Well, that manner of thinking did not go into the lineup card last night. Chicago’s starting pitcher, Hector Noesi, is right-handed and yet, he faced Danny Valencia, not Francisco. Valencia did not record a hit in three at-bats, striking out twice.
Noesi also gave up five runs against the Blue Jays. The difference is the timing. After the Blue Jays’ bubble burst, the White Sox also showed why Noesi’s record was 6-8 and the team was second from last place in the AL Central. Reyes scored Colby Rasmus on a sacrifice fly to center field and Melky Cabrera showed again why the Blue Jays need to sign him soon, launching his 15th home run of the season and scoring Munenori Kawasaki. The Jays were now back in the game, losing only by a run. Even giving up a run from a Viciedo single, cashing in Ramirez, could not dampen the Jays fans who continued to cheer for their boys in blue going up to the plate.
Then, the unpleasantness came back in the bottom of the fifth.
Todd Redmond had come in to relieve Jenkins in the fourth inning, but caught a case of whatever Stroman was suffering from in the fifth inning. De Aza singled to center field, scoring Danks. Abreu singled to score Gordon Beckham and De Aza. Dunn singled to center, scoring Ramirez. Redmond’s pitches were down the middle of the plate, making it easy for the White Sox to single the Jays to death. Five more runs came into score, nixing any hopes of a Jays’ comeback.
Dustin McGowan, Aaron Sanchez, Aaron Loup, and Casey Janssen all got to work one full inning without giving up a run. Unfortunately for the Blue Jays, the same could be said for the White Sox bullpen. The Blue Jays scored only two baserunners when eight were in scoring position.

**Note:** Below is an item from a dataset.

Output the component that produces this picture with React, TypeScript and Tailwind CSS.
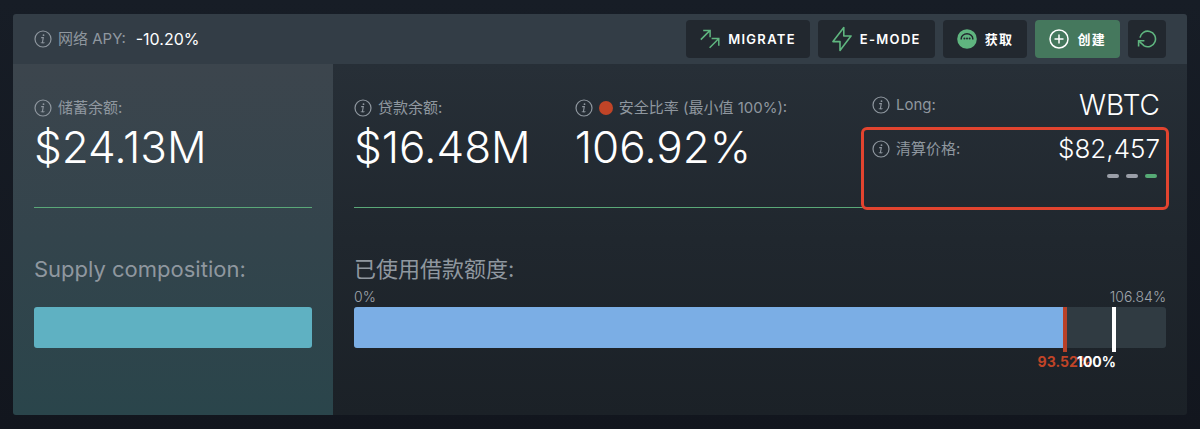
import React from "react";
import type { ReactNode } from "react";

const MAX_RATIO = 106.84;
const CURRENT_RATIO = 93.52;
const MIN_RATIO = 100;

const toPercent = (value: number) => `${(value / MAX_RATIO) * 100}%`;

function InfoIcon() {
  return (
    <svg
      className="size-[18px] shrink-0"
      viewBox="0 0 18 18"
      fill="none"
      stroke="currentColor"
      aria-hidden="true"
    >
      <circle cx="9" cy="9" r="8" strokeWidth="1.2" />
      <path d="M7.2 7.6h2.1l-.8 4.6c-.1.8.7 1 1.9.4M6.8 12.8h1" strokeWidth="1.1" />
      <circle cx="9.5" cy="5.2" r=".9" fill="currentColor" stroke="none" />
    </svg>
  );
}

function MigrateIcon() {
  return (
    <svg
      className="size-5 shrink-0 text-[#5fb57f]"
      viewBox="0 0 20 20"
      fill="none"
      stroke="currentColor"
      strokeWidth="1.5"
      aria-hidden="true"
    >
      <path d="M.8 10.6 9.8 1.6M3.2 1.4h6.900v6.900" />
      <path d="M9.600 18.800l9-9M11.600 9.600h7.200v7.200" />
    </svg>
  );
}

function BoltIcon() {
  return (
    <svg
      className="h-[26px] w-5 shrink-0 text-[#5fb57f]"
      viewBox="0 0 20 26"
      fill="none"
      stroke="currentColor"
      strokeWidth="1.6"
      strokeLinejoin="round"
      aria-hidden="true"
    >
      <path d="M11.8 1.5 1 15.6h7L8 24.5 19 10h-7.2z" />
    </svg>
  );
}

function GetIcon() {
  return (
    <svg className="size-5 shrink-0" viewBox="0 0 20 20" aria-hidden="true">
      <circle cx="10" cy="10" r="9.8" fill="#5fb57f" />
      <path
        d="M4.2 10.600v-.8a5.800 5 0 0 1 11.600 0v.8"
        fill="none"
        stroke="#22282f"
        strokeWidth="1.5"
      />
      <circle cx="7.4" cy="9.6" r="1" fill="#22282f" />
      <circle cx="10" cy="9.6" r="1" fill="#22282f" />
      <circle cx="12.6" cy="9.6" r="1" fill="#22282f" />
    </svg>
  );
}

function PlusIcon() {
  return (
    <svg
      className="size-5 shrink-0"
      viewBox="0 0 20 20"
      fill="none"
      stroke="currentColor"
      strokeWidth="1.5"
      aria-hidden="true"
    >
      <circle cx="10" cy="10" r="9" />
      <path d="M10 5.5v9M5.5 10h9" />
    </svg>
  );
}

function RefreshIcon() {
  return (
    <svg
      className="size-5 shrink-0 text-[#5fb57f]"
      viewBox="0 0 20 20"
      fill="none"
      stroke="currentColor"
      strokeWidth="1.6"
      aria-hidden="true"
    >
      <path d="M3 8.600a7.800 7.800 0 1 1 4.200 8.300L2.200 12.300" />
      <path d="M1.600 17.600v-5.800h5.800" />
    </svg>
  );
}

function HeaderButton({ icon, children }: { icon: ReactNode; children: ReactNode }) {
  return (
    <button
      type="button"
      className="flex h-[38px] items-center gap-2 rounded bg-[#22282f] px-3.5 text-[13px] leading-5 font-semibold tracking-widest text-white"
    >
      {icon}
      {children}
    </button>
  );
}

function Label({ children }: { children: ReactNode }) {
  return (
    <div className="flex h-5 items-center gap-1.5 text-[15px] leading-5 whitespace-nowrap text-[#8f979f]">
      <InfoIcon />
      {children}
    </div>
  );
}

function Stat({ label, value }: { label: ReactNode; value: string }) {
  return (
    <div>
      <Label>{label}</Label>
      <div className="mt-1 text-[44px] leading-[50px] font-light text-white">{value}</div>
    </div>
  );
}

export default function App() {
  return (
    <div className="bg-linear-to-b from-[#171d26] to-[#12161e] px-[13px] py-3.5 font-['Inter','Noto_Sans_CJK_SC',sans-serif]">
      <main className="overflow-hidden rounded-[3px]">
        <header className="flex h-[50px] items-center justify-between bg-[#333d46] px-[21px]">
          <div className="flex items-center gap-2.5">
            <Label>网络 APY:</Label>
            <span className="text-base leading-5 text-white">-10.20%</span>
          </div>

          <div className="flex items-center gap-2">
            <HeaderButton icon={<MigrateIcon />}>MIGRATE</HeaderButton>
            <HeaderButton icon={<BoltIcon />}>E-MODE</HeaderButton>
            <HeaderButton icon={<GetIcon />}>获取</HeaderButton>
            <button
              type="button"
              className="flex h-[38px] items-center gap-2 rounded bg-[#45785d] px-3.5 text-[13px] leading-5 font-semibold tracking-widest text-white"
            >
              <PlusIcon />
              创建
            </button>
            <button
              type="button"
              aria-label="刷新"
              className="flex size-[38px] items-center justify-center rounded bg-[#22282f]"
            >
              <RefreshIcon />
            </button>
          </div>
        </header>

        <div className="flex">
          {/* supply */}
          <section className="w-80 shrink-0 bg-linear-to-b from-[#3c454d] via-[#33444c] to-[#2a454b] px-[21px] pb-[67px]">
            <div className="border-b border-[#5aa878] pt-[34px] pb-[35px]">
              <Stat label="储蓄余额:" value="$24.13M" />
            </div>
            <h2 className="mt-[47px] text-[22px] leading-7 text-[#8f979f]">Supply composition:</h2>
            <div className="mt-6 h-[41px] rounded-[3px] bg-[#5fb1c2]" />
          </section>

          {/* borrow */}
          <section className="min-w-0 flex-1 bg-linear-to-b from-[#272f37] via-[#20272e] to-[#1b2127] px-[21px] pb-[67px]">
            <div className="flex justify-between border-b border-[#5aa878] pt-[23px]">
              <div className="flex gap-11 pt-[11px] pb-[35px]">
                <Stat label="贷款余额:" value="$16.48M" />
                <Stat
                  label={
                    <>
                      <span className="size-3.5 rounded-full bg-[#c04427]" />
                      安全比率 (最小值 100%):
                    </>
                  }
                  value="106.92%"
                />
              </div>

              <div className="mr-1.5 flex w-72 flex-col gap-2">
                <div className="flex h-9 items-center justify-between">
                  <Label>Long:</Label>
                  <span className="text-[28px] leading-9 font-light text-white">WBTC</span>
                </div>
                <div className="relative flex-1">
                  <div className="flex h-9 items-center justify-between">
                    <Label>清算价格:</Label>
                    <span className="text-[26px] leading-9 font-light text-white">$82,457</span>
                  </div>
                  <div className="mt-[7px] mr-[3px] flex justify-end gap-[7px]">
                    <span className="h-1 w-3 rounded-full bg-[#9a9fa8]" />
                    <span className="h-1 w-3 rounded-full bg-[#9a9fa8]" />
                    <span className="h-1 w-3 rounded-full bg-[#56aa75]" />
                  </div>
                  <div className="pointer-events-none absolute -top-1 -right-[9px] -bottom-[3px] -left-[11px] rounded-md border-3 border-[#e2442f]" />
                </div>
              </div>
            </div>

            <h2 className="mt-[47px] text-[22px] leading-7 text-[#8f979f]">已使用借款额度:</h2>
            <div className="mt-1 flex justify-between text-[14px] leading-5 font-light text-[#a0a6ad]">
              <span>0%</span>
              <span>{MAX_RATIO}%</span>
            </div>
            <div className="relative h-[41px] rounded-[3px] bg-[#303b42]">
              <div
                className="h-full rounded-l-[3px] bg-[#7baee5]"
                style={{ width: toPercent(CURRENT_RATIO) }}
              />
              <div
                className="absolute top-0 flex h-[45px] w-1 -translate-x-1/2 justify-center bg-[#b94128]"
                style={{ left: toPercent(CURRENT_RATIO) }}
              >
                <span className="absolute top-full text-sm leading-5 font-bold text-[#c04427]">
                  {CURRENT_RATIO}%
                </span>
              </div>
              <div
                className="absolute top-0 h-[45px] w-1 -translate-x-1/2 bg-white"
                style={{ left: toPercent(MIN_RATIO) }}
              >
                <span className="absolute top-full right-0 text-sm leading-5 font-bold text-white">
                  {MIN_RATIO}%
                </span>
              </div>
            </div>
          </section>
        </div>
      </main>
    </div>
  );
}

The White Sox scored nine baserunners of the seventeen in scoring position.
Losing the game 11-5 is not the worst part of last night’s game. It was the way that the Blue Jays lost. A lot of hitting is based on confidence. When they smell blood in the water, MLB hitters are like sharks who turn wild and feast on substandard pitches. Toronto’s pitching staff turned Chicago into Great White Sox, scoring five runs in an inning twice in one game. When your batting lineup sees an almost insurmountable deficit, they tend to be intimidated by it, regardless of the quality of hitter.
Both Jose Bautista and Encarnacion went without a hit, not for a lack of trying. Both had good at-bats, but could not advance much besides one walk between them. Dioner Navarro got two hits often with nobody in scoring position. Melky’s big bash was about the only thrilling thing coming off of any blue bats last night. It’s good to see Cabrera cheering constantly for his teammates on the field and in the dugout. It hopefully inspires the other Blue Jays to stay positive, during tough times. When most of your big hitters are not successful, even when the rest of the lineup is getting on base, you cannot expect to score more than eleven runs. The Blue Jays should be happy that they scored five, with production from the bottom of the lineup, Kawasaki in particular.
Timely hitting can be affected by timely pitching. If you can’t get the outs, the hitters try to do too much or not enough. The Blue Jays seemed to either swing at pitches that they had no business looking at or were too careful in their at-bats to hit pitches that were served up fat for them to hit. Those trends come from wanting to change the game’s outcome in a hurry. Nobody wants to be losing by five runs twice in one game. The fact that the Blue Jays scored five runs should have propelled them to victory. All it did was make the score less of a disaster.
And Kansas City won last night, taking control of the AL Central lead and making the Detroit Tigers, Seattle Mariners, and Los Angeles Angels fighting ahead of the Jays for the final wild card spot. When it rains, it pours.